3. EFH does not intend to give an opinion as to the “fair market value” because this would entail a determination of the true price of Riker, which is traded OTC. Our agreement calls for them to give us an assumed price for Riker common.

4. We expect to give our final opinion on March 31, 1969.

E. F. HUTTON & COMPANY INC.

Member New York Stock Exchange ONE CHASE MANHATTAN PLAZA NEW YORK, N. Y. 10005 (212) 944-2100

March 31, 1969

Board of Directors

Maxson Electronics Corporation

Sunrise Highway

Great River, Long Island, New York 11739 Dear Sirs:

You have requested our opinion concerning the value of the securities being offered to the shareholders of Maxson Electronics Corporation (“Maxson”) by the Riker Corporation (“Riker”), assuming a value of $30.00 per share of Riker common stock.

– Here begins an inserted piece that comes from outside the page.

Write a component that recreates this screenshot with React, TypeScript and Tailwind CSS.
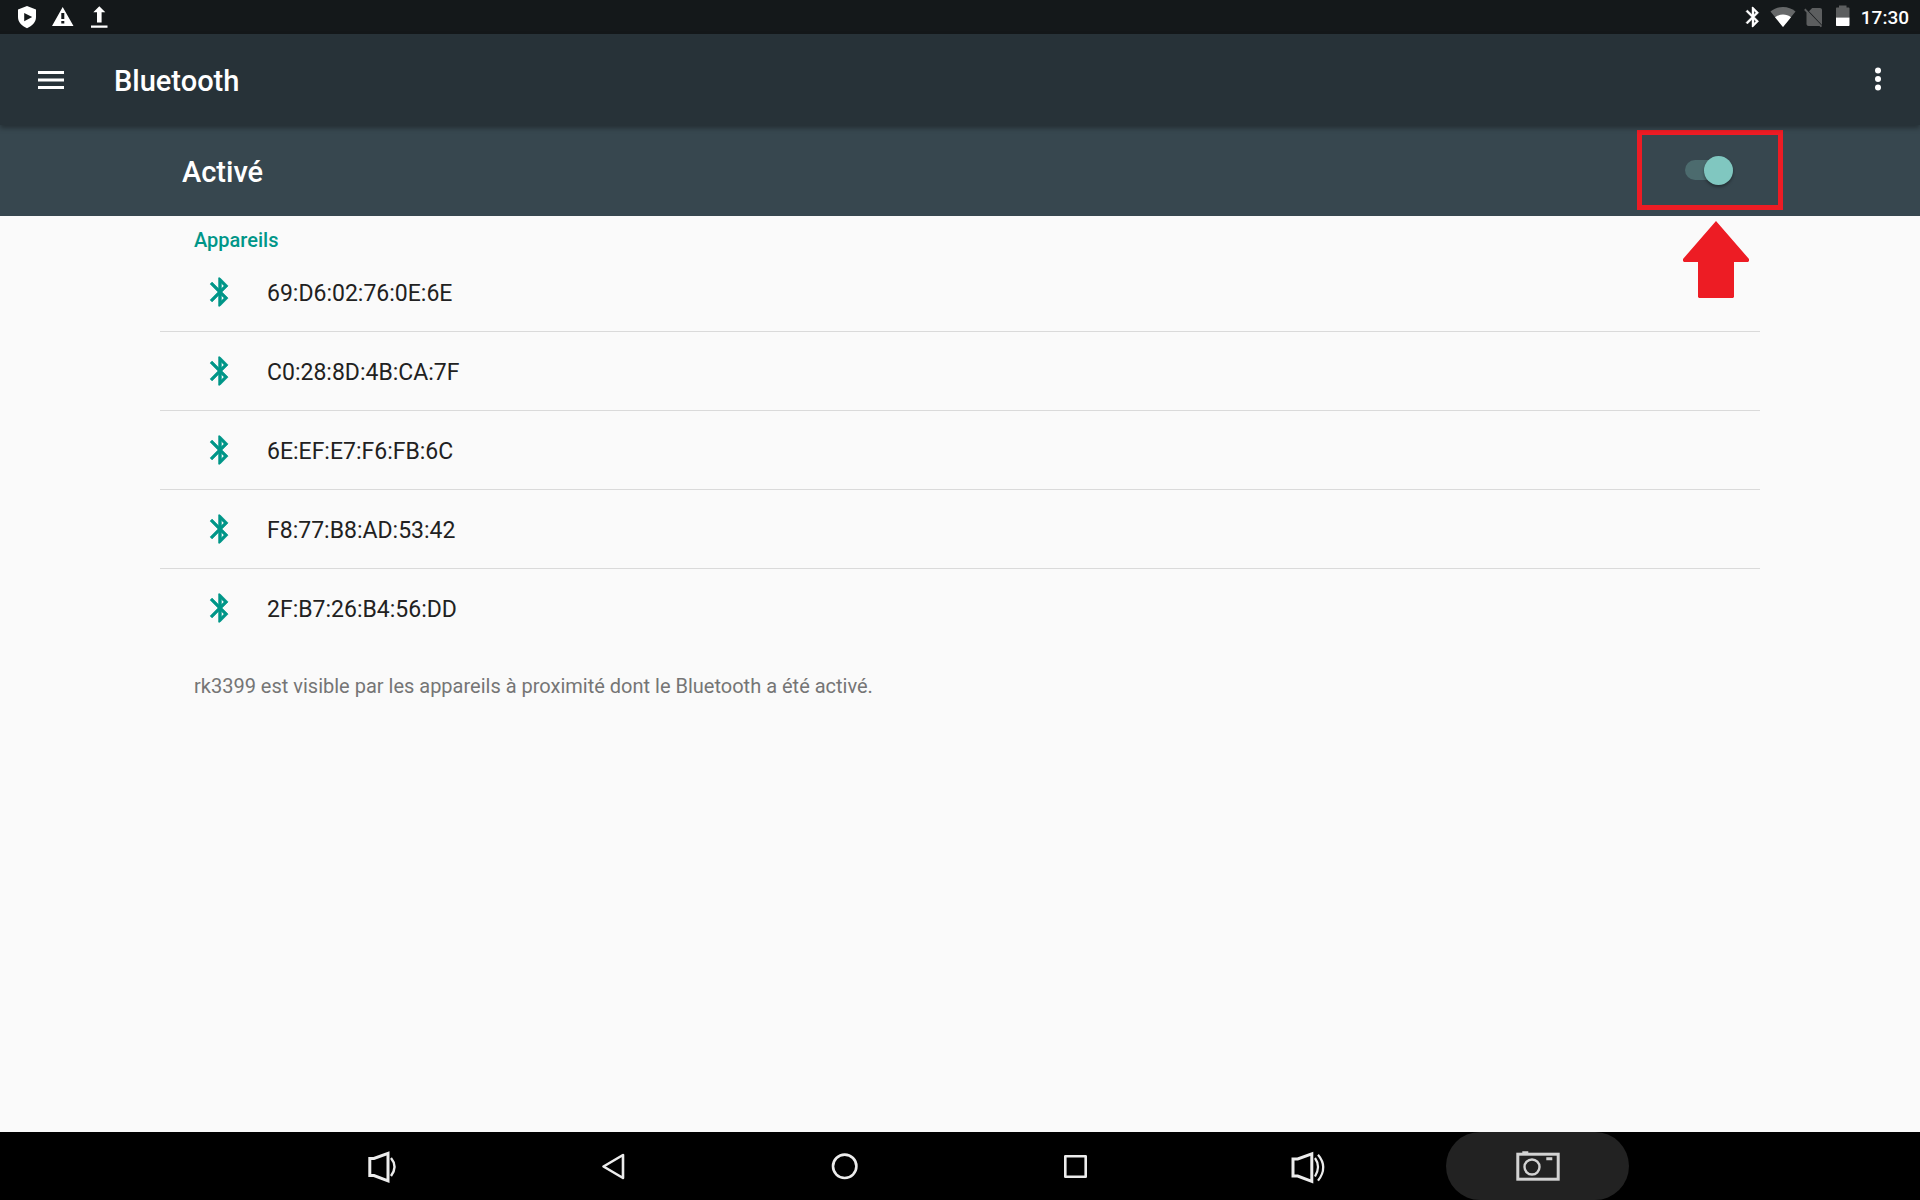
import { useState, type ReactNode } from "react";

const devices = [
  "69:D6:02:76:0E:6E",
  "C0:28:8D:4B:CA:7F",
  "6E:EF:E7:F6:FB:6C",
  "F8:77:B8:AD:53:42",
  "2F:B7:26:B4:56:DD",
];

function BluetoothIcon({ className }: { className: string }) {
  return (
    <svg
      viewBox="0 0 24 24"
      fill="currentColor"
      stroke="currentColor"
      strokeWidth="0.4"
      className={className}
      aria-hidden="true"
    >
      <path d="M17.71 7.71L12 2h-1v7.59L6.41 5 5 6.41 10.59 12 5 17.59 6.41 19 11 14.41V22h1l5.71-5.71-4.3-4.29 4.3-4.29zM13 5.83l1.88 1.88L13 9.59V5.83zm1.88 10.46L13 18.17v-3.76l1.88 1.88z" />
    </svg>
  );
}

function StatusBar() {
  return (
    <div className="flex h-[34px] items-center justify-between bg-[#14181a] pl-4 pr-[11px] text-white">
      <div className="flex items-center gap-3">
        <svg viewBox="0 0 24 24" className="h-6 w-6" fill="currentColor">
          <path fillRule="evenodd" d="M11 1L20 4.6V12c0 5.4-3.8 9-9 11.2C5.8 21 2 17.4 2 12V4.6zM8.2 8v8.2L16.2 12z" />
        </svg>
        <svg viewBox="0 0 24 24" className="h-6 w-6" fill="currentColor">
          <path fillRule="evenodd" d="M0 21h21.5L10.7 2zM9.3 8h3v6h-3zM9.3 16h3v2.6h-3z" />
        </svg>
        <svg viewBox="0 0 24 24" className="h-6 w-6" fill="currentColor">
          <path d="M11.3 1.3l6 6h-3.7v10.2H9V7.3H5.3zM3 20.5h16.5v2.2H3z" />
        </svg>
      </div>
      <div className="flex items-center">
        <BluetoothIcon className="mr-[5px] h-6 w-6" />
        <svg viewBox="0 0 26 24" className="mr-2 h-6 w-[26px]" fill="currentColor">
          <path opacity="0.35" d="M13 22L.5 6.5C4 3.5 8.3 2 13 2s9 1.5 12.5 4.5z" />
          <path d="M13 22L5 12.2C7.3 10.4 10 9.6 13 9.6s5.7.8 8 2.6z" />
        </svg>
        <svg viewBox="0 0 20 24" className="mr-[10px] h-6 w-5" fill="#5c5e5f">
          <path d="M18 20V5c0-1.1-.9-2-2-2H8.2L5 6.200z" />
          <path d="M1.400 3.600L.1 4.900 2.500 7.400V19c0 1.100.9 2 2 2h11l1.300 1.300 1.300-1.300z" />
        </svg>
        <svg viewBox="0 0 20 24" className="mr-[7px] h-6 w-5">
          <path fill="#5c5e5f" d="M2 12.5V3.500c0-.6.4-1 1-1h2V.5h7.5v2h2c.6 0 1 .4 1 1v9z" />
          <path fill="#fff" d="M2 12.5h13.500v7.500c0 .6-.4 1-1 1H3c-.6 0-1-.4-1-1z" />
        </svg>
        <time className="pt-0.5 text-[19px] leading-6 font-medium">17:30</time>
      </div>
    </div>
  );
}

function NavButton({ label, active, children }: { label: string; active?: boolean; children: ReactNode }) {
  return (
    <button
      aria-label={label}
      className={
        active
          ? "flex h-[68px] w-[183px] items-center justify-center rounded-full bg-[#222222] text-[#d3d3d3]"
          : "flex h-[68px] w-[183px] items-center justify-center rounded-full text-[#ececec]"
      }
    >
      <svg viewBox="0 0 47 36" className="h-9 w-[47px]" fill="none" stroke="currentColor" strokeWidth="2.6">
        {children}
      </svg>
    </button>
  );
}

export default function App() {
  const [enabled, setEnabled] = useState(true);

  return (
    <div className="flex min-h-screen flex-col bg-[#fafafa] font-[Roboto,sans-serif]">
      <StatusBar />

      {/* App bar */}
      <header className="z-10 flex h-[91px] items-center bg-[#273238] pr-[25px] pl-[34px] text-white shadow-[0_3px_5px_rgba(0,0,0,0.35)]">
        <button aria-label="Menu" className="flex w-[34px] justify-center">
          <svg viewBox="0 0 26 18" className="h-[18px] w-[26px]" fill="currentColor">
            <path d="M0 0h26v3H0zM0 7.5h26v3H0zM0 15h26v3H0z" />
          </svg>
        </button>
        <h1 className="ml-[46px] flex-1 pt-0.5 text-[29px] leading-8 font-medium">Bluetooth</h1>
        <button aria-label="Plus d'options" className="flex w-[34px] justify-center pb-0.5">
          <svg viewBox="0 0 6 24" className="h-6 w-[6px]" fill="currentColor">
            <circle cx="3" cy="3.5" r="3" />
            <circle cx="3" cy="12" r="3" />
            <circle cx="3" cy="20.5" r="3" />
          </svg>
        </button>
      </header>

      {/* Main switch */}
      <section className="relative flex h-[91px] items-center justify-between bg-[#37474f] pr-[187px] pl-[182px] text-white">
        <label htmlFor="bt" className="pt-0.5 text-[29px] leading-8 font-medium">
          Activé
        </label>
        <input
          id="bt"
          type="checkbox"
          role="switch"
          checked={enabled}
          onChange={() => setEnabled(!enabled)}
          className="relative mb-0.5 h-5 w-12 cursor-pointer appearance-none rounded-full bg-[#4c6b6e] before:absolute before:-top-1 before:left-0 before:size-[29px] before:rounded-full before:bg-[#b9b9b9] before:shadow-[0_2px_3px_rgba(0,0,0,0.35)] checked:before:left-[19px] checked:before:bg-[#80c7c0]"
        />
        {/* Callout around the switch */}
        <div className="pointer-events-none absolute top-[5px] right-[137px] h-20 w-[146px] border-5 border-[#ed1c24]" />
        <svg
          viewBox="0 0 66 77"
          className="pointer-events-none absolute top-24 right-[171px] h-[77px] w-[66px]"
          fill="#ed1c24"
        >
          <path d="M33 0L66 38v2l-1 1H51v35l-1 1H16l-1-1V41H1l-1-1v-2z" />
        </svg>
      </section>

      <main className="flex-1 px-40">
        <h2 className="px-[34px] pt-3 text-[20px] leading-[25px] font-medium text-[#009688]">Appareils</h2>
        <ul>
          {devices.map((device) => (
            <li key={device} className="border-b border-[#dadada] last:border-transparent">
              <button className="flex h-[78px] w-full items-center px-[43px] text-left text-[23px] leading-8 text-[#212121]">
                <BluetoothIcon className="mr-[30px] size-[34px] text-[#009688]" />
                <span className="pt-1">{device}</span>
              </button>
            </li>
          ))}
        </ul>
        <p className="px-[34px] pt-6 text-[20px] leading-7 text-[#757575]">
          rk3399 est visible par les appareils à proximité dont le Bluetooth a été activé.
        </p>
      </main>

      <nav className="flex justify-center gap-12 bg-black">
        <NavButton label="Baisser le volume">
          <path d="M10.8 10.5H15L29 5.3v27.5L15 27.5h-4.2z" strokeWidth="3" />
          <path d="M32 10q7 8.500 0 18" strokeWidth="2.4" />
        </NavButton>
        <NavButton label="Retour">
          <path d="M13.5 18.5L33 7v23z" strokeLinejoin="round" />
        </NavButton>
        <NavButton label="Accueil">
          <circle cx="23.7" cy="18.3" r="11.7" />
        </NavButton>
        <NavButton label="Applications récentes">
          <rect x="13.3" y="8.3" width="20.4" height="20.4" strokeLinejoin="round" />
        </NavButton>
        <NavButton label="Augmenter le volume">
          <path d="M10 11h4.700L28.800 5.800v27.500L14.700 28H10z" strokeWidth="3" />
          <path d="M32 10q6 8.500 0 18.500M35 6.700q10.500 12.300 0 26" strokeWidth="2.2" />
        </NavButton>
        <NavButton label="Capture d'écran" active>
          <rect x="3.8" y="6.2" width="40.4" height="25" strokeWidth="3" />
          <circle cx="18" cy="19" r="7.5" strokeWidth="2.4" />
          <path d="M32.300 10.800h6M8.300 4.800h6" strokeWidth="3" />
        </NavButton>
      </nav>
    </div>
  );
}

Our opinion is based on the understanding that each share of Maxson capital stock outstanding on the effective date of the merger shall be converted into eight-tenths (%>) of a share of common stock and one and two-tenths (l2/io) shares of Series A Preference Stock (“Preference Stock”) of the surviving corporation. The rights of such Preference *480Stock are assumed to be those set forth in the Maxson proxy statement of March 11,1969.

Our opinion does not consider the tax consequences to either company or to its shareholders nor does it constitute an appraisal of the relative quality, marketability or appreciation potentialities of the separate companies or the financial condition, cash flow coverages of preferred dividends or the operating prospects of the surviving corporation.

Based on the terms set forth above and on a $30.00 per share value for the Riker common stock, as provided to us by Bear Stearns & Co., it is our opinion that the value of the securities being offered in exchange for each share of Maxson capital stock is at least $39.29, the per share value of the cash and notes paid to certain shareholders on December 31, 1968.

Very truly yours,

E. F. HUTTON & COMPANY INC. (s) By: Michael Stern

Michael Stern Assistant Vice President

. $29.20 is a maximum figure. Other estimates place the amount closer to $28.00.